TF : La campagne bat déjà son plein sur Twitter. Que pensez-vous du rôle joué par les réseaux sociaux ? Est-ce que les politiques jouent le jeu du 2.0 ou servent-ils les recettes de communication habituelles ?

O. F. : Tout dépend en effet de la façon dont c’est utilisé. Twitter, comme les blogs, nécessite une prise en charge personnelle du candidat. On veut des réactions à chaud, et cela se vérifie. Les comptes qui marchent le mieux sont ceux qui obéissent à cette règle et l’outil devient alors un instrument politique efficace. En effet c’est parfois périlleux et une gaffe est vite arrivée, mais c’est tout un art, que certains maîtrisent très bien, comme Nathalie Kosciusko-Morizet par exemple.

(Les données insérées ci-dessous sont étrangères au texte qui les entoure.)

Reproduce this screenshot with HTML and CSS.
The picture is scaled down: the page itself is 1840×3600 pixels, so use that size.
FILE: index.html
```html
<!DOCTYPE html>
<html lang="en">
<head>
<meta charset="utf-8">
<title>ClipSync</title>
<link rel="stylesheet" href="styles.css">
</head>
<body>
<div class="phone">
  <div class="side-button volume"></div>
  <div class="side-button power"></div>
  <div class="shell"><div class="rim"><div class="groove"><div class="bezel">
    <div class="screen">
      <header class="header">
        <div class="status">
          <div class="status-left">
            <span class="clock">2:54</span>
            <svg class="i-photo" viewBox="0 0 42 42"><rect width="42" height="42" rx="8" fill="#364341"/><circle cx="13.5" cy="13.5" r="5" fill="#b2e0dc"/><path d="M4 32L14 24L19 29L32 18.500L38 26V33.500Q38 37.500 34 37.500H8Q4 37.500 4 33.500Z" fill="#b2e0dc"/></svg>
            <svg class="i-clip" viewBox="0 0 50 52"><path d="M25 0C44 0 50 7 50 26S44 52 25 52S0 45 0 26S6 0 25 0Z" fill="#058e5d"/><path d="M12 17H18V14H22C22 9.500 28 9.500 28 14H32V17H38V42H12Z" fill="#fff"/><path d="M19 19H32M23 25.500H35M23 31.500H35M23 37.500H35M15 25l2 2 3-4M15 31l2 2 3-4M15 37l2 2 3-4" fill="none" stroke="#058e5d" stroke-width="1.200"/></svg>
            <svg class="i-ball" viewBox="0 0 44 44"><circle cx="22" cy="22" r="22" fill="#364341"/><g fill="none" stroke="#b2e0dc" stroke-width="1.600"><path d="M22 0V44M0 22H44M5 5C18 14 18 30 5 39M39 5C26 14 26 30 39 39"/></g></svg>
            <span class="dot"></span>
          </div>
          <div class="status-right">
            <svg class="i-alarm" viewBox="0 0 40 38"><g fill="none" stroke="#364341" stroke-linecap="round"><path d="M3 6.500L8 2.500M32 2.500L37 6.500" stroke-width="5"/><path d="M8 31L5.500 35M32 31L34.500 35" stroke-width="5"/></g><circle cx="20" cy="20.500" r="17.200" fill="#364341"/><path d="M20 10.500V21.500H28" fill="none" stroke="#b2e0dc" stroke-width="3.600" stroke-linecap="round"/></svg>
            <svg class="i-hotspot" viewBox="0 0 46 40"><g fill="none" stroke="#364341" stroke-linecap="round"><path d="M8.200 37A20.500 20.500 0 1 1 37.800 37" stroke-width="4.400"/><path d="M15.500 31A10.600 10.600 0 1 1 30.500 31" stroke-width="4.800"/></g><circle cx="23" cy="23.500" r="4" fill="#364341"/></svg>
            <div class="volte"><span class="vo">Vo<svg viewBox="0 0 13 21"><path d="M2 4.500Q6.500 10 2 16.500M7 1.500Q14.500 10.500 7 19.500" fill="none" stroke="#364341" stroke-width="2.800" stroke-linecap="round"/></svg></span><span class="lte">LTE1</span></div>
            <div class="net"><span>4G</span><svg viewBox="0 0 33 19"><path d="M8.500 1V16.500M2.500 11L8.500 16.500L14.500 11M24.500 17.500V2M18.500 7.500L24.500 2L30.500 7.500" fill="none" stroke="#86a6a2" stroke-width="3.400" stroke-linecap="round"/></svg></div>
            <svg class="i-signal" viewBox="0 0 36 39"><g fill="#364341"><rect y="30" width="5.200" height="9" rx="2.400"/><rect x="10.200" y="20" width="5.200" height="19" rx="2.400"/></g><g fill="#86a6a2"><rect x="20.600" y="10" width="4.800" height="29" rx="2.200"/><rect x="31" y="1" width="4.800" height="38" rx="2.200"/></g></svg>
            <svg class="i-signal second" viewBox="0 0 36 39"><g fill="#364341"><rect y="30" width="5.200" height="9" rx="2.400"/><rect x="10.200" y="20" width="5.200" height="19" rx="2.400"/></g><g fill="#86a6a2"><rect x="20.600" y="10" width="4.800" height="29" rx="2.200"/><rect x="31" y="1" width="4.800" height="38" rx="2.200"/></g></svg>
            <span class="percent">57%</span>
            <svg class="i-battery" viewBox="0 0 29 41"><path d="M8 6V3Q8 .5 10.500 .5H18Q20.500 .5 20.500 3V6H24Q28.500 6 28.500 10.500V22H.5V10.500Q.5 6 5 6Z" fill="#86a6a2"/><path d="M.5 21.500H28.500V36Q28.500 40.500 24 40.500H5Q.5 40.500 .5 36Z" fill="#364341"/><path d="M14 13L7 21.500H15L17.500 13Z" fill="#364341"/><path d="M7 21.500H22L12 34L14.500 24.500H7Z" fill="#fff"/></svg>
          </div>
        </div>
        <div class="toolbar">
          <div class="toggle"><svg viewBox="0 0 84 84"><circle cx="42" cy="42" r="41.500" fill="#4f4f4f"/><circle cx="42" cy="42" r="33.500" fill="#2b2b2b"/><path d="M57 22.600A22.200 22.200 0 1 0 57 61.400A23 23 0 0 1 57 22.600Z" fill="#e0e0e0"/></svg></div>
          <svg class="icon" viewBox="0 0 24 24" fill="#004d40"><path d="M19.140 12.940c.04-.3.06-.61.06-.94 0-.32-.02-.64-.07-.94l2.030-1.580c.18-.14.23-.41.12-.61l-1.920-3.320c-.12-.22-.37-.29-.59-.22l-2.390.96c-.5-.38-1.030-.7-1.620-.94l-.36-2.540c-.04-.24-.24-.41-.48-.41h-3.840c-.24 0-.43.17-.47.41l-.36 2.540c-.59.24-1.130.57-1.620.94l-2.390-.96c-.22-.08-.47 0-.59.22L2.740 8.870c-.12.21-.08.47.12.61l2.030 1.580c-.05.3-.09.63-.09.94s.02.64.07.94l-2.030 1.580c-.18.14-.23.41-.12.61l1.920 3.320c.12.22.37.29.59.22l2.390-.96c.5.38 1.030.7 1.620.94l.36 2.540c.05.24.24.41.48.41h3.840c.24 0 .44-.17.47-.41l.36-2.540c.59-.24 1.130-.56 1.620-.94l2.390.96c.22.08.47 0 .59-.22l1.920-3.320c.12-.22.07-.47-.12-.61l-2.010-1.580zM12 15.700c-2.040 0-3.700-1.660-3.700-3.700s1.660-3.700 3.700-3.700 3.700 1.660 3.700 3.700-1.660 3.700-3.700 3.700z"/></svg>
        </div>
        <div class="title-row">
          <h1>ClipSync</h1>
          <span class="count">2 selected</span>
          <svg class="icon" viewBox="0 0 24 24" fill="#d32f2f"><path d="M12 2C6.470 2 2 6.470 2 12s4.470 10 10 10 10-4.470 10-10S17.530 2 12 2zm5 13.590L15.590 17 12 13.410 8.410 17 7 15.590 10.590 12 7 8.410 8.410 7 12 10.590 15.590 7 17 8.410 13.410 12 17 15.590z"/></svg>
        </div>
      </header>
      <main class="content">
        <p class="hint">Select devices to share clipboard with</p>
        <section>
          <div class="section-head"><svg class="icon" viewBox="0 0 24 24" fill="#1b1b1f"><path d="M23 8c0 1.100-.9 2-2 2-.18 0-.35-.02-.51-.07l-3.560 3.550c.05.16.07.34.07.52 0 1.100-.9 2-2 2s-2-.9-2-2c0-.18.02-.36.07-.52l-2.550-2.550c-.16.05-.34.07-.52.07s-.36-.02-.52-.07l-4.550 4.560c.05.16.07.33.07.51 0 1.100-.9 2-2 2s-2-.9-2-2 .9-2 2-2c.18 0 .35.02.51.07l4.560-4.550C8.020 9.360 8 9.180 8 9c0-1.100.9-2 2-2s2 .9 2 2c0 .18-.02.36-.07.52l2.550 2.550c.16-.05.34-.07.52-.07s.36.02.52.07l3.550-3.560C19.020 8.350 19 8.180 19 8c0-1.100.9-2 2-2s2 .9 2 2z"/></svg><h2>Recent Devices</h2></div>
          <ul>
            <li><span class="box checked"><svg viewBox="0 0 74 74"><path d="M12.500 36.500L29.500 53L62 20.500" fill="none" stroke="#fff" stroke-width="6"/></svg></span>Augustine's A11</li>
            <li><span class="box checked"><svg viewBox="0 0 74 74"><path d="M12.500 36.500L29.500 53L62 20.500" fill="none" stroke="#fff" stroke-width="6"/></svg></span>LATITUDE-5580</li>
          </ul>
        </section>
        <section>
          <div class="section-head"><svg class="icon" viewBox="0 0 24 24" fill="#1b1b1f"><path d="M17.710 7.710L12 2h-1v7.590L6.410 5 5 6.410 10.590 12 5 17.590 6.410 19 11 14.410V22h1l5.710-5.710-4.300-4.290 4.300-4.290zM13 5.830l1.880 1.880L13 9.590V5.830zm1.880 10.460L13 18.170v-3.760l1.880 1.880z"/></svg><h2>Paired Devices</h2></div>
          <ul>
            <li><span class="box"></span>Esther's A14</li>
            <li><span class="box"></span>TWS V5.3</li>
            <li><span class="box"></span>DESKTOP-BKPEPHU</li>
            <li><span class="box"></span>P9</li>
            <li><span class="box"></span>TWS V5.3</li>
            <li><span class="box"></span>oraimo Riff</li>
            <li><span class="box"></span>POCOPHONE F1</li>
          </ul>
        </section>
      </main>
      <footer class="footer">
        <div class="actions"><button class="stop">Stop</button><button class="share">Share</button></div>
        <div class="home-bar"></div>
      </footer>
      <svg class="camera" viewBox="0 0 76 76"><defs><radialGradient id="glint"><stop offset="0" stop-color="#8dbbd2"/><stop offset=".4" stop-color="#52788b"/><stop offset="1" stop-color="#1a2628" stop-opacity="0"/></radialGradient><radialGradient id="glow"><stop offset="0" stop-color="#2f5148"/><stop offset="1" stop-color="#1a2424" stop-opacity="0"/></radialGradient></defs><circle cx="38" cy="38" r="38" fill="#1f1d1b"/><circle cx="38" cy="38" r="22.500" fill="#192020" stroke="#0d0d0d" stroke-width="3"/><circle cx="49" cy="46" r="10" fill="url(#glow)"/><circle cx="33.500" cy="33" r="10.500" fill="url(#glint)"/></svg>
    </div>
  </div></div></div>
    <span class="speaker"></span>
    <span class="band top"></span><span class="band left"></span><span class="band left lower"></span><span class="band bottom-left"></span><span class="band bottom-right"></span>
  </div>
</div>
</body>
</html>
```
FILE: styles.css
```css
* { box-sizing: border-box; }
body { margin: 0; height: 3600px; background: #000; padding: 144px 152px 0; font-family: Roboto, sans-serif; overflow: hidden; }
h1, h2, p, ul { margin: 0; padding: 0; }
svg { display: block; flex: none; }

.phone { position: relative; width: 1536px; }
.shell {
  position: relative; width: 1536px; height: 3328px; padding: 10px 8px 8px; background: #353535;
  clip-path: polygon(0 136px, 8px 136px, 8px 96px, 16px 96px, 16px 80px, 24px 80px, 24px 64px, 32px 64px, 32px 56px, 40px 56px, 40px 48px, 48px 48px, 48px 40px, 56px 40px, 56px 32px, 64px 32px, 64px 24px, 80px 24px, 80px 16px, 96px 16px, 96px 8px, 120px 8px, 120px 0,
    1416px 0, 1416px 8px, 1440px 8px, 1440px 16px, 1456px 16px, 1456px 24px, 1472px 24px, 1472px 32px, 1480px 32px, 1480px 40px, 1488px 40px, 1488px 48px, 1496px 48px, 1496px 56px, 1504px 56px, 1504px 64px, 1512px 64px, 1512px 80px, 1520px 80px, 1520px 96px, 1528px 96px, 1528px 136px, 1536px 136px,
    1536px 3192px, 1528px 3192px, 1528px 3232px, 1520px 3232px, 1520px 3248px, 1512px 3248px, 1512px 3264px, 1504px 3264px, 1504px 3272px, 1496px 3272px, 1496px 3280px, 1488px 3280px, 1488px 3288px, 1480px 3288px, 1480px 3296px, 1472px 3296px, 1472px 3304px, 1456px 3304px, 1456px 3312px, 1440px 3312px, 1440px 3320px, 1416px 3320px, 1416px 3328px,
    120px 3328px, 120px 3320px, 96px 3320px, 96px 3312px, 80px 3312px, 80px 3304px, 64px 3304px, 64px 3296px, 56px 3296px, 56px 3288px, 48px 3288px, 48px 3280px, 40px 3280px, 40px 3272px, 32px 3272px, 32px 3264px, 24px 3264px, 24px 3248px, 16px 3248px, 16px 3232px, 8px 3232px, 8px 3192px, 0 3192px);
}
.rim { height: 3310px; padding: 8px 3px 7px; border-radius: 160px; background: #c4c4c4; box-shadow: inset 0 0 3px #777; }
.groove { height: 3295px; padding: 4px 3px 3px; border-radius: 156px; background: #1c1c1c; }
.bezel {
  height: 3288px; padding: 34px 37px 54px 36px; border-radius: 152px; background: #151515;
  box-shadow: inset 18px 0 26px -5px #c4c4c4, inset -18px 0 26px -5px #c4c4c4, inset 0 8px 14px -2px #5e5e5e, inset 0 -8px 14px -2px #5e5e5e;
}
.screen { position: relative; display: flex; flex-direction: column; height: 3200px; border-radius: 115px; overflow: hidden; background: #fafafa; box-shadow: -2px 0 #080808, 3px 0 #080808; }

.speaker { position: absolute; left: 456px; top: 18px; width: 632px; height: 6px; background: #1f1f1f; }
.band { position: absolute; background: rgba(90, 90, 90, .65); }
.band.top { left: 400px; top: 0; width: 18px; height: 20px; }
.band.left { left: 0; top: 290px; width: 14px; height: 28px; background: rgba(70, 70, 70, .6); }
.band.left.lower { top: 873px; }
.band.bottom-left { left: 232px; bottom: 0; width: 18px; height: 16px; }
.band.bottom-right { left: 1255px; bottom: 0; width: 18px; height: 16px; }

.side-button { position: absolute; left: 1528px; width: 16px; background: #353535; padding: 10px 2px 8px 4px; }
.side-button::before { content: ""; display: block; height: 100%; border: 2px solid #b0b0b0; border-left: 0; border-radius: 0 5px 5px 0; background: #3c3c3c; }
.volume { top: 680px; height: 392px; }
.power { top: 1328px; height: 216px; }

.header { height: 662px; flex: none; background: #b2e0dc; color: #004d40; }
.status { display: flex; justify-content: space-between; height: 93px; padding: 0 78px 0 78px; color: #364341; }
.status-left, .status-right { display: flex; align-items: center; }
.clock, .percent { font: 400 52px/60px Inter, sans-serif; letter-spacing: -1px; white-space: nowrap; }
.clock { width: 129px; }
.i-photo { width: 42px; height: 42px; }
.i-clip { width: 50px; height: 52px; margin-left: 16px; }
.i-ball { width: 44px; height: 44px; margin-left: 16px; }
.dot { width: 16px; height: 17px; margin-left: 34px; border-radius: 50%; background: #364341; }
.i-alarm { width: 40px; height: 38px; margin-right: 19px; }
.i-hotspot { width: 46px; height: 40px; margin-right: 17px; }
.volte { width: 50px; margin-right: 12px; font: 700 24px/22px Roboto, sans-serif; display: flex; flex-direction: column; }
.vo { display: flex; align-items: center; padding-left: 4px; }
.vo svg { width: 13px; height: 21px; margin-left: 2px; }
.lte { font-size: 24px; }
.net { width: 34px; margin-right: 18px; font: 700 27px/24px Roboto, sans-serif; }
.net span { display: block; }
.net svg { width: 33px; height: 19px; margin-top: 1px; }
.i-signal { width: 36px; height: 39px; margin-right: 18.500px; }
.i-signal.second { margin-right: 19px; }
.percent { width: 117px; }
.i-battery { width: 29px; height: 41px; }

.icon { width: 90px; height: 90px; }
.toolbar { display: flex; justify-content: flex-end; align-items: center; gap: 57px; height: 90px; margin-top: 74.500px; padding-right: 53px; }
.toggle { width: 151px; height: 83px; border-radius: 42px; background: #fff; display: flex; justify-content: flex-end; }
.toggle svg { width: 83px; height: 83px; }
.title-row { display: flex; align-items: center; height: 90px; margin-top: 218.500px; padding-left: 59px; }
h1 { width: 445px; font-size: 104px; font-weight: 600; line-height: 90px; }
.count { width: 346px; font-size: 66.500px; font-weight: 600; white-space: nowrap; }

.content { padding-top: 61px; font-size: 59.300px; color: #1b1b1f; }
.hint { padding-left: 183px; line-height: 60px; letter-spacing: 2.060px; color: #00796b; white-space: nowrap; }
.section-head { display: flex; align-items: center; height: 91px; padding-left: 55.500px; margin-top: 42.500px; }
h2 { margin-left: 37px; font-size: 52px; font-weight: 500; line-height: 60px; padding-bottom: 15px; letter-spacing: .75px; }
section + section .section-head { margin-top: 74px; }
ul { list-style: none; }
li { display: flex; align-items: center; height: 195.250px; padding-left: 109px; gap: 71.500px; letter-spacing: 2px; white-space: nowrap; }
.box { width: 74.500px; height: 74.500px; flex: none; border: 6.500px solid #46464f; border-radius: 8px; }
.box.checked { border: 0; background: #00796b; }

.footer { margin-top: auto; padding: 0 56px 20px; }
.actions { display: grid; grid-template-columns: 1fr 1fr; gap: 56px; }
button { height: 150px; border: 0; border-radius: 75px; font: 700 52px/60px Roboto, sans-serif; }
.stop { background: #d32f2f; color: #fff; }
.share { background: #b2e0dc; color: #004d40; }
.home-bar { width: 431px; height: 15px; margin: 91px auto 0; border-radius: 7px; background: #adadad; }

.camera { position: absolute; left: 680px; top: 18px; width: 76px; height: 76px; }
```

TF : Les politiques sont-ils prêts à se déployer sur le Net comme l’a fait Barack Obama en 2008 ?

O. F. : La puissance de feu sur Internet est bridée en France par le sous-financement structurel de la politique. Le site Mybarakobama.com a coûté très cher, et son dispositif de campagne est absolument hors de portée pour un candidat français. En 2008 aux Etats-Unis, Internet ne servait pas de média pour relayer la campagne, mais de colonne vertébrale de l’organisation interne. Cela a permis le déploiement de trois millions de sympathisants sur le terrain, gérés par une micro-équipe depuis Chicago. En 2012, Obama va affiner en migrant Mybarakobama.com sur les mobiles et profiter de la géolocalisation pour répertorier le porte à porte des militants sur le terrain. Ce système va lui permettre de créer une base de données géante des contacts et des électeurs démocrates. En face de ce type d’opération, la politique française et ses outils de communication relèvent de l’artisanat.